Aim: Search the records for the word "with" and report each line that has it.

## begin Supplied information

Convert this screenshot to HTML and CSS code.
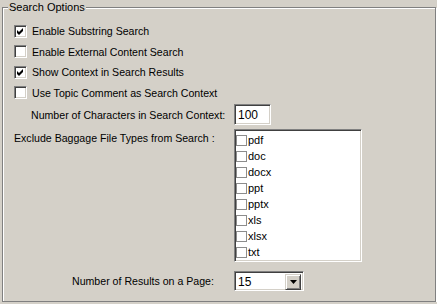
FILE: index.html
```html
<!DOCTYPE html>
<html>
<head>
    <meta charset="UTF-8">
    <title>Search Options</title>
    <link rel="stylesheet" href="styles.css">
</head>
<body>
    <fieldset class="group">
        <legend>Search Options</legend>
        <div class="check"><span class="box"><svg viewBox="0 0 9 9"><polygon points="1,3 3,5 7,1 7,4 3,8 1,6"/></svg></span>Enable Substring Search</div>
        <div class="check"><span class="box"></span>Enable External Content Search</div>
        <div class="check"><span class="box"><svg viewBox="0 0 9 9"><polygon points="1,3 3,5 7,1 7,4 3,8 1,6"/></svg></span>Show Context in Search Results</div>
        <div class="check"><span class="box"></span>Use Topic Comment as Search Context</div>

        <div class="field chars">
            <span class="lbl">Number of Characters in Search Context:</span>
            <div class="text">100</div>
        </div>

        <div class="field types">
            <span class="lbl">Exclude Baggage File Types from Search :</span>
            <ul class="list">
                <li><i></i>pdf</li>
                <li><i></i>doc</li>
                <li><i></i>docx</li>
                <li><i></i>ppt</li>
                <li><i></i>pptx</li>
                <li><i></i>xls</li>
                <li><i></i>xlsx</li>
                <li><i></i>txt</li>
            </ul>
        </div>

        <div class="field results">
            <span class="lbl">Number of Results on a Page:</span>
            <div class="combo">15<span class="drop"><svg viewBox="0 0 7 4"><polygon points="0,0 7,0 3.5,4"/></svg></span></div>
        </div>
    </fieldset>
</body>
</html>
```

FILE: styles.css
```css
*{margin: 0;padding: 0;box-sizing: border-box;list-style: none;}
body{
    background-color: #d4d0c8;
    font: 10.6px "Liberation Sans", Arial, sans-serif;
    color: #000;
}
.group{
    margin: 1px 0 0 2px;
    width: 434px;
    height: 301px;
    padding: 7px 0 0 11px;
    border: 1px solid #808080;
    box-shadow: inset 1px 1px #fff, 1px 1px #fff;
}
.group legend{
    margin-left: -6px;
    padding: 0 1px;
    line-height: 13px;
    font-size: 11px;
    background-color: #d4d0c8;
}
.check{
    display: flex;
    align-items: center;
    gap: 5px;
    height: 20.5px;
}
.box{
    width: 13px;
    height: 13px;
    padding: 2px;
    background-color: #fff;
    border: 1px solid;
    border-color: #808080 #fff #fff #808080;
    box-shadow: inset 1px 1px #404040, inset -1px -1px #d4d0c8;
}
.box svg{
    display: block;
    width: 9px;
    height: 9px;
    margin: -1px 0 0 -1px;
}
.field{
    display: grid;
    grid-template-columns: 220px auto;
    align-items: center;
}
.chars{
    height: 21px;
    margin-top: 1px;
}
.chars .lbl{
    padding-left: 17px;
}
.types{
    align-items: start;
    margin-top: 4px;
}
.types .lbl{
    padding-top: 3px;
}
.results{
    margin-top: 9px;
}
.results .lbl{
    padding-left: 58px;
}
.text,.list,.combo{
    background-color: #fff;
    border: 1px solid;
    border-color: #808080 #fff #fff #808080;
    box-shadow: inset 1px 1px #404040, inset -1px -1px #d4d0c8;
}
.text{
    width: 37px;
    height: 21px;
    padding: 3px 0 0 3px;
    font-size: 12px;
}
.list{
    width: 128px;
    height: 133px;
    padding: 2px 0 0 1px;
    font-size: 11px;
}
.list li{
    display: flex;
    align-items: center;
    gap: 1px;
    height: 16px;
}
.list i{
    width: 11px;
    height: 11px;
    border: 1px solid #8c8c8c;
    background-color: #fff;
}
.combo{
    position: relative;
    width: 70px;
    height: 20px;
    padding: 3px 0 0 3px;
    font-size: 12px;
}
.drop{
    position: absolute;
    right: 2px;
    top: 2px;
    width: 16px;
    height: 16px;
    background-color: #d4d0c8;
    border: 1px solid;
    border-color: #d4d0c8 #404040 #404040 #d4d0c8;
    box-shadow: inset 1px 1px #fff, inset -1px -1px #808080;
    display: flex;
    align-items: center;
    justify-content: center;
}
.drop svg{
    width: 7px;
    height: 4px;
    display: block;
}
```
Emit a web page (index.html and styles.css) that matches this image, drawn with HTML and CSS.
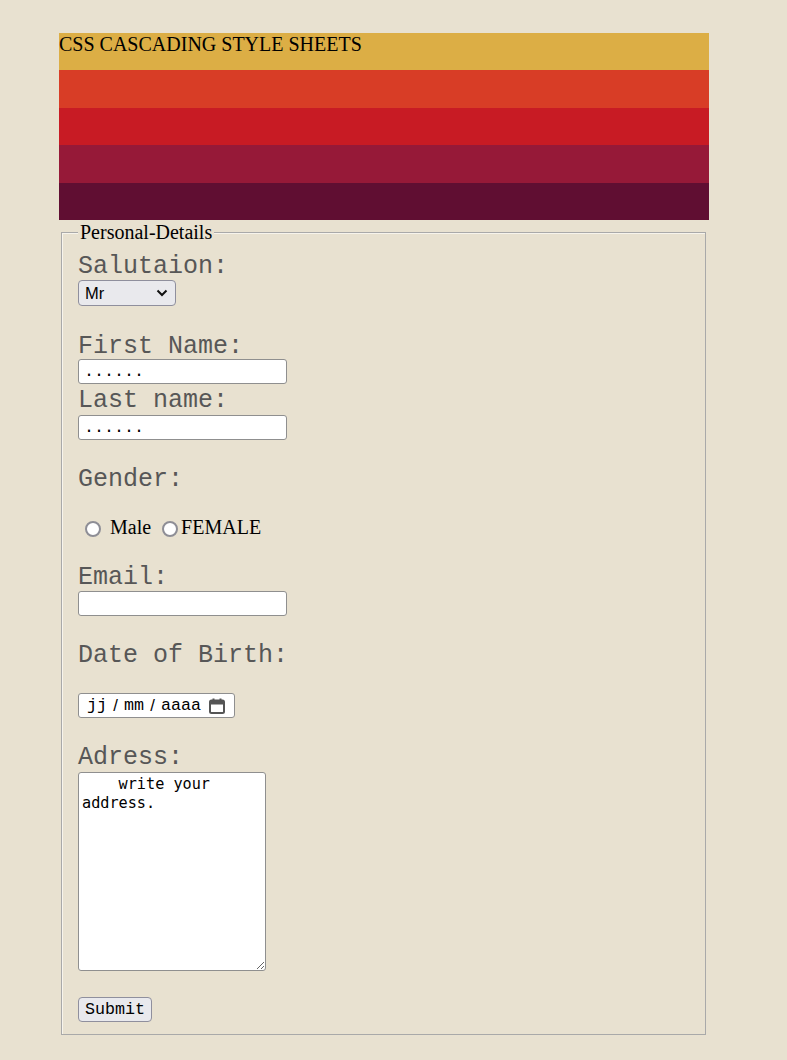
FILE: index.html
```html
<!DOCTYPE html>
<html lang="fr">
<head>
<meta charset="utf-8">
<title>CSS Cascading Style Sheets</title>
<link rel="stylesheet" href="styles.css">
</head>
<body>
<div class="wrap">
  <div class="banner">
    <div class="stripe s1">CSS CASCADING STYLE SHEETS</div>
    <div class="stripe s2"></div>
    <div class="stripe s3"></div>
    <div class="stripe s4"></div>
    <div class="stripe s5"></div>
  </div>
  <form class="form">
    <fieldset class="fs">
      <legend class="legend">Personal-Details</legend>
      <label class="lbl l-sal" for="sal">Salutaion:</label>
      <div class="select-box">
        <select id="sal" class="sel"><option>Mr</option><option>Mrs</option><option>Ms</option></select>
        <svg class="chev" width="12" height="8" viewBox="0 0 12 8"><path d="M1.5 1.5 L6 6 L10.5 1.5" fill="none" stroke="#111" stroke-width="2"/></svg>
      </div>
      <label class="lbl l-first" for="fn">First Name:</label>
      <input id="fn" class="txt t-first" type="text" value="......">
      <label class="lbl l-last" for="ln">Last name:</label>
      <input id="ln" class="txt t-last" type="text" value="......">
      <div class="lbl l-gender">Gender:</div>
      <div class="radios">
        <input class="rad r1" type="radio" name="g" id="m"><label class="rlbl" for="m">Male</label>
        <input class="rad r2" type="radio" name="g" id="f"><label class="rlbl" for="f">FEMALE</label>
      </div>
      <label class="lbl l-email" for="em">Email:</label>
      <input id="em" class="txt t-email" type="text">
      <div class="lbl l-dob">Date of Birth:</div>
      <div class="date">
        <span class="seg">jj</span><span class="sep">/</span><span class="seg">mm</span><span class="sep">/</span><span class="seg">aaaa</span>
        <svg class="cal" width="16" height="16" viewBox="0 0 16 16"><rect x="1" y="2.5" width="14" height="12.5" rx="1.5" fill="none" stroke="#555" stroke-width="2"/><rect x="1" y="2.5" width="14" height="4" fill="#555"/><rect x="3.5" y="0.5" width="2" height="3" fill="#555"/><rect x="10.5" y="0.5" width="2" height="3" fill="#555"/></svg>
      </div>
      <label class="lbl l-addr" for="ad">Adress:</label>
      <textarea id="ad" class="area">    write your address.</textarea>
      <button type="button" class="btn">Submit</button>
    </fieldset>
  </form>
</div>
</body>
</html>
```
FILE: styles.css
```css
html, body {
  margin: 0;
  padding: 0;
  background: #e8e1d0;
}
body {
  padding: 33px 0 0 59px;
  font-family: "Liberation Serif", "Times New Roman", serif;
}
.wrap {
  width: 650px;
}
.banner {
  display: flex;
  flex-direction: column;
}
.stripe {
  height: 37px;
}
.s1 {
  background: #dcae45;
  font-size: 20px;
  line-height: 23px;
  color: #000;
}
.s2 { background: #d83d26; height: 38px; }
.s3 { background: #c81b24; }
.s4 { background: #961938; height: 38px; }
.s5 { background: #600e32; }

.form {
  margin: 0;
}
.fs {
  margin: 1px 3px 0 2px;
  padding: 9px 15px 12px 16px;
  border: 1px solid #a9a9a9;
  box-shadow: inset 1px 1px 0 #f7f4ec;
  display: flex;
  flex-direction: column;
  align-items: flex-start;
  min-width: 0;
}
.legend {
  font-size: 20px;
  line-height: 23px;
  padding: 0 2px;
  color: #000;
  background: #e8e1d0;
}
.lbl {
  display: block;
  font-family: "Liberation Mono", "Courier New", monospace;
  font-size: 25px;
  line-height: 27px;
  color: #575757;
}
.select-box {
  position: relative;
  width: 98px;
  height: 26px;
}
.sel {
  appearance: none;
  -webkit-appearance: none;
  width: 98px;
  height: 26px;
  box-sizing: border-box;
  margin: 0;
  border: 1px solid #8f8f9d;
  border-radius: 4px;
  background: #e9e9ed;
  font-family: "Liberation Sans", Arial, sans-serif;
  font-size: 16.5px;
  color: #000;
  padding: 0 0 0 6px;
}
.chev {
  position: absolute;
  right: 8px;
  top: 9px;
  pointer-events: none;
}
.txt {
  display: block;
  width: 209px;
  height: 25px;
  box-sizing: border-box;
  margin: 0;
  border: 1px solid #8f8f8f;
  border-radius: 3px;
  background: #fff;
  padding: 0 5px;
  font-family: "Liberation Mono", "Courier New", monospace;
  font-size: 16.7px;
  color: #000;
}
.l-first { margin-top: 27px; }
.t-first { margin-top: -1px; }
.l-last { margin-top: 3px; }
.t-last { margin-top: 1px; }
.l-gender { margin-top: 26px; }
.radios {
  margin-top: 23px;
  height: 23px;
  display: flex;
  align-items: center;
  font-size: 20px;
  line-height: 23px;
  color: #000;
}
.rad {
  appearance: none;
  -webkit-appearance: none;
  width: 16px;
  height: 16px;
  box-sizing: border-box;
  margin: 3px 0 0 7px;
  border: 2px solid #8e8e96;
  border-radius: 50%;
  background: #fff;
}
.r2 { margin-left: 11px; }
.rlbl { margin-left: 9px; }
.r2 + .rlbl { margin-left: 3px; }
.l-email { margin-top: 25px; }
.t-email { margin-top: 0; }
.l-dob { margin-top: 26px; }
.date {
  margin-top: 24px;
  width: 157px;
  height: 25px;
  box-sizing: border-box;
  border: 1px solid #8f8f8f;
  border-radius: 3px;
  background: #fff;
  display: flex;
  align-items: center;
  padding: 0 0 0 8px;
  font-family: "Liberation Mono", "Courier New", monospace;
  font-size: 16.7px;
  color: #000;
}
.sep {
  display: inline-block;
  width: 17px;
  text-align: center;
  font-family: "Liberation Sans", Arial, sans-serif;
}
.cal {
  margin-left: 8px;
}
.l-addr { margin-top: 26px; }
.area {
  display: block;
  margin-top: 1px;
  width: 188px;
  height: 199px;
  box-sizing: border-box;
  border: 1px solid #8f8f8f;
  border-radius: 3px;
  background: #fff;
  padding: 2px 3px;
  font-family: "DejaVu Sans Mono", Consolas, monospace;
  font-size: 15.2px;
  line-height: 19px;
  color: #000;
  resize: both;
}
.btn {
  margin-top: 26px;
  width: 74px;
  height: 25px;
  box-sizing: border-box;
  border: 1px solid #8f8f9d;
  border-radius: 4px;
  background: #e9e9ed;
  font-family: "Liberation Mono", "Courier New", monospace;
  font-size: 16.7px;
  color: #000;
  padding: 0;
}
```
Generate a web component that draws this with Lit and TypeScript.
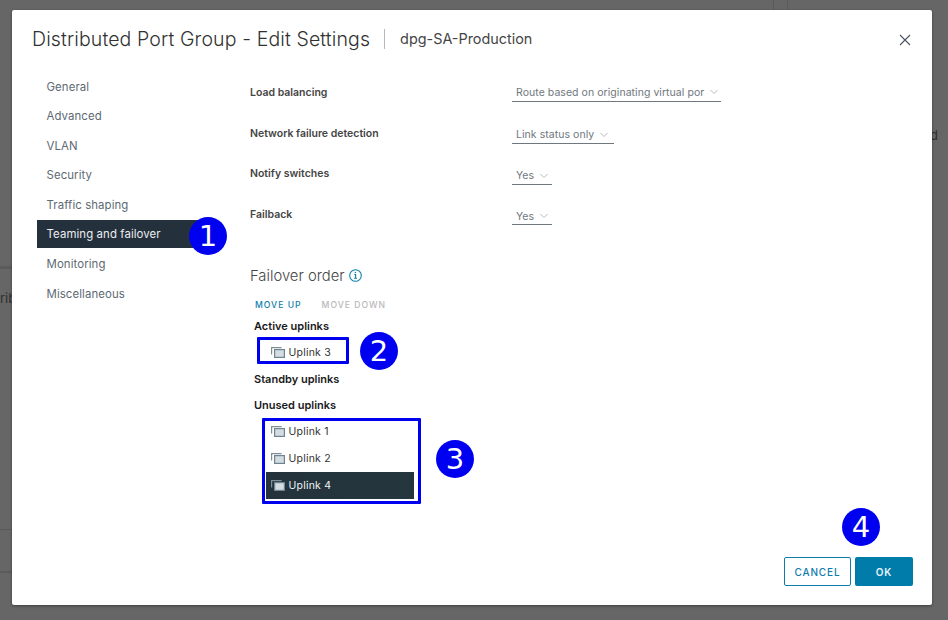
import { LitElement, html, css, svg } from 'lit';
import { customElement } from 'lit/decorators.js';

const navItems = [
  'General',
  'Advanced',
  'VLAN',
  'Security',
  'Traffic shaping',
  'Teaming and failover',
  'Monitoring',
  'Miscellaneous',
];

const formRows = [
  { label: 'Load balancing', value: 'Route based on originating virtual por', width: 209 },
  { label: 'Network failure detection', value: 'Link status only', width: 102 },
  { label: 'Notify switches', value: 'Yes', width: 40 },
  { label: 'Failback', value: 'Yes', width: 40 },
];

const badges = [
  { n: 1, x: 189, y: 217 },
  { n: 2, x: 360, y: 332 },
  { n: 3, x: 436, y: 440 },
  { n: 4, x: 842, y: 508 },
];

const uplinkIcon = svg`<svg class="uplink-icon" width="14" height="11" viewBox="0 0 14 11">
  <path d="M.6 7.500V.6h10" fill="none" stroke="#7f8f98" stroke-width="1.2" />
  <rect x="3.600" y="2.600" width="9.800" height="7.800" fill="#d3dde2" stroke="#6f8390" stroke-width="1.2" />
</svg>`;

@customElement('app-root')
export class AppRoot extends LitElement {
  static styles = css`
    * {
      box-sizing: border-box;
    }
    :host {
      display: block;
      box-sizing: border-box;
      position: relative;
      width: 948px;
      height: 620px;
      overflow: hidden;
      padding: 10px 16px 15px 12px;
      background: #666;
      font-family: Inter, 'Noto Sans', sans-serif;
    }
    .ghost {
      position: absolute;
      background: #5b5b5b;
    }
    .ghost-text {
      position: absolute;
      color: #2f2f2f;
      font-size: 13px;
    }
    .modal {
      position: relative;
      display: flex;
      flex-direction: column;
      height: 595px;
      background: #fff;
      border-radius: 2px;
      box-shadow: 0 1px 3px rgba(0, 0, 0, 0.4);
    }
    .header {
      display: flex;
      align-items: center;
      height: 56px;
      padding: 2px 20px 0;
    }
    .title {
      font-size: 19.5px;
      font-weight: 300;
      color: #313131;
      letter-spacing: 0.12px;
    }
    .subtitle {
      margin-left: 14px;
      padding-left: 15px;
      border-left: 1px solid #b9b9b9;
      font-size: 14.4px;
      line-height: 20px;
      color: #454545;
    }
    .close {
      margin-left: auto;
      margin-top: 2px;
      margin-right: 1px;
    }
    .body {
      display: flex;
      flex: 1;
    }
    .nav {
      width: 213px;
      padding: 5.750px 0 0 25px;
    }
    .nav-item {
      display: flex;
      align-items: center;
      height: 29.6px;
      padding-left: 9.500px;
      font-size: 11.4px;
      letter-spacing: 0.1px;
      color: #5d6973;
    }
    .nav-item.active {
      width: 168px;
      height: 28px;
      margin: 0.75px 0 0.85px;
      background: #25303d;
      color: #eaeef0;
    }
    .main {
      flex: 1;
      padding: 16px 0 0 25px;
    }
    .row {
      display: grid;
      grid-template-columns: 262px auto;
      justify-content: start;
      height: 40.7px;
    }
    .row-label {
      padding-top: 4px;
      font-size: 10.5px;
      font-weight: 600;
      color: #454545;
    }
    .select {
      display: flex;
      align-items: center;
      height: 20px;
      padding: 1px 0 0 4px;
      border-bottom: 1px solid #6d7880;
      font-size: 10.5px;
      letter-spacing: 0.05px;
      color: #6f777e;
      white-space: nowrap;
    }
    .row:not(:first-child) .select {
      margin-top: 1.3px;
      padding-top: 3px;
    }
    .select svg {
      margin-left: 6px;
    }
    .failover {
      display: flex;
      align-items: center;
      gap: 4.500px;
      margin-top: 21px;
      height: 20px;
      font-size: 14.8px;
      font-weight: 300;
      color: #454545;
    }
    .actions {
      display: flex;
      gap: 20px;
      margin-top: 13px;
      padding-left: 5px;
      font-size: 8.6px;
      font-weight: 500;
      letter-spacing: 1px;
      line-height: 12px;
      color: #0f80ab;
    }
    .actions .off {
      color: #b8b8b8;
    }
    .group-title {
      padding-left: 4px;
      font-size: 11px;
      font-weight: 600;
      color: #1a1a1a;
      height: 16px;
      line-height: 14px;
    }
    .active-title {
      margin-top: 8px;
    }
    .standby-title {
      margin-top: 0;
    }
    .unused-title {
      margin-top: 10px;
    }
    .list {
      padding-left: 16px;
    }
    .list.active-list {
      height: 37px;
      padding-top: 4px;
    }
    .list.unused-list {
      margin-top: 4px;
      padding-top: 0;
    }
    .uplink {
      display: flex;
      align-items: center;
      gap: 3.500px;
      width: 148px;
      height: 27px;
      padding-left: 5px;
      font-size: 10.5px;
      letter-spacing: 0.2px;
      color: #333;
    }
    .uplink.selected {
      background: linear-gradient(90deg, #24333b, #25363f);
      color: #eef2f3;
    }
    .footer {
      display: flex;
      justify-content: flex-end;
      gap: 4px;
      padding: 0 19px 19px 0;
    }
    .btn {
      display: flex;
      align-items: center;
      justify-content: center;
      height: 29px;
      border-radius: 2px;
      font-size: 10px;
      font-weight: 500;
      letter-spacing: 0.9px;
    }
    .btn.cancel {
      width: 67px;
      border: 1px solid #0f7cab;
      color: #0f7cab;
    }
    .btn.ok {
      width: 58px;
      background: #007cab;
      color: #e8f3f8;
      font-weight: 600;
    }
    .mark {
      position: absolute;
      border: 3px solid #0000f0;
      border-radius: 1px;
    }
    .badge {
      position: absolute;
      display: flex;
      align-items: center;
      justify-content: center;
      width: 38px;
      height: 38px;
      border-radius: 50%;
      background: #0000f0;
      color: #fff;
      font-family: 'DejaVu Sans', sans-serif;
      font-size: 29px;
    }
  `;

  private chevron() {
    return html`<svg width="8" height="6" viewBox="0 0 8 6">
      <path d="M.5 1 4 4.500 7.500 1" fill="none" stroke="#b5babe" stroke-width="1" />
    </svg>`;
  }

  private uplink(name: string, selected = false) {
    return html`<div class="uplink ${selected ? 'selected' : ''}">
      ${uplinkIcon}<span>${name}</span>
    </div>`;
  }

  render() {
    return html`
      <div class="ghost" style="left:0;top:266px;width:12px;height:3px"></div>
      <div class="ghost" style="left:0;top:529px;width:12px;height:1px"></div>
      <div class="ghost" style="left:0;top:571px;width:12px;height:2px"></div>
      <div class="ghost" style="left:773px;top:0;width:1px;height:10px"></div>
      <div class="ghost" style="left:787px;top:0;width:1px;height:10px"></div>
      <div class="ghost-text" style="left:0;top:290px">rib</div>
      <div class="ghost-text" style="left:930px;top:127px">d</div>

      <div class="modal">
        <div class="header">
          <div class="title">Distributed Port Group - Edit Settings</div>
          <div class="subtitle">dpg-SA-Production</div>
          <svg class="close" width="12" height="12" viewBox="0 0 12 12">
            <path d="M1 1l10 10M11 1 1 11" fill="none" stroke="#48555f" stroke-width="1.1" />
          </svg>
        </div>
        <div class="body">
          <div class="nav">
            ${navItems.map(
              (item) =>
                html`<div class="nav-item ${item === 'Teaming and failover' ? 'active' : ''}">
                  ${item}
                </div>`,
            )}
          </div>
          <div class="main">
            ${formRows.map(
              (row) => html`<div class="row">
                <div class="row-label">${row.label}</div>
                <div class="select" style="width:${row.width}px">${row.value}${this.chevron()}</div>
              </div>`,
            )}
            <div class="failover">
              Failover order
              <svg width="13" height="13" viewBox="0 0 13 13">
                <circle cx="6.500" cy="6.500" r="5.800" fill="none" stroke="#0f80ab" stroke-width="1.1" />
                <path d="M5.300 5.500h1.300v3.500M5 9.300h3" fill="none" stroke="#0f80ab" stroke-width="1.1" />
                <circle cx="6.400" cy="3.500" r=".8" fill="#0f80ab" />
              </svg>
            </div>
            <div class="actions"><span>MOVE UP</span><span class="off">MOVE DOWN</span></div>
            <div class="group-title active-title">Active uplinks</div>
            <div class="list active-list">${this.uplink('Uplink 3')}</div>
            <div class="group-title standby-title">Standby uplinks</div>
            <div class="group-title unused-title">Unused uplinks</div>
            <div class="list unused-list">
              ${this.uplink('Uplink 1')} ${this.uplink('Uplink 2')} ${this.uplink('Uplink 4', true)}
            </div>
          </div>
        </div>
        <div class="footer">
          <div class="btn cancel">CANCEL</div>
          <div class="btn ok">OK</div>
        </div>
      </div>

      <div class="mark" style="left:257px;top:337px;width:92px;height:27px"></div>
      <div class="mark" style="left:262px;top:418px;width:159px;height:86px"></div>
      ${badges.map(
        (b) => html`<div class="badge" style="left:${b.x}px;top:${b.y}px">${b.n}</div>`,
      )}
    `;
  }
}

## end Supplied information

Answer to the exercise:
Emit a web page (index.html and styles.css) that matches this image, drawn with HTML and CSS.
Generate a web component that draws this with Lit and TypeScript.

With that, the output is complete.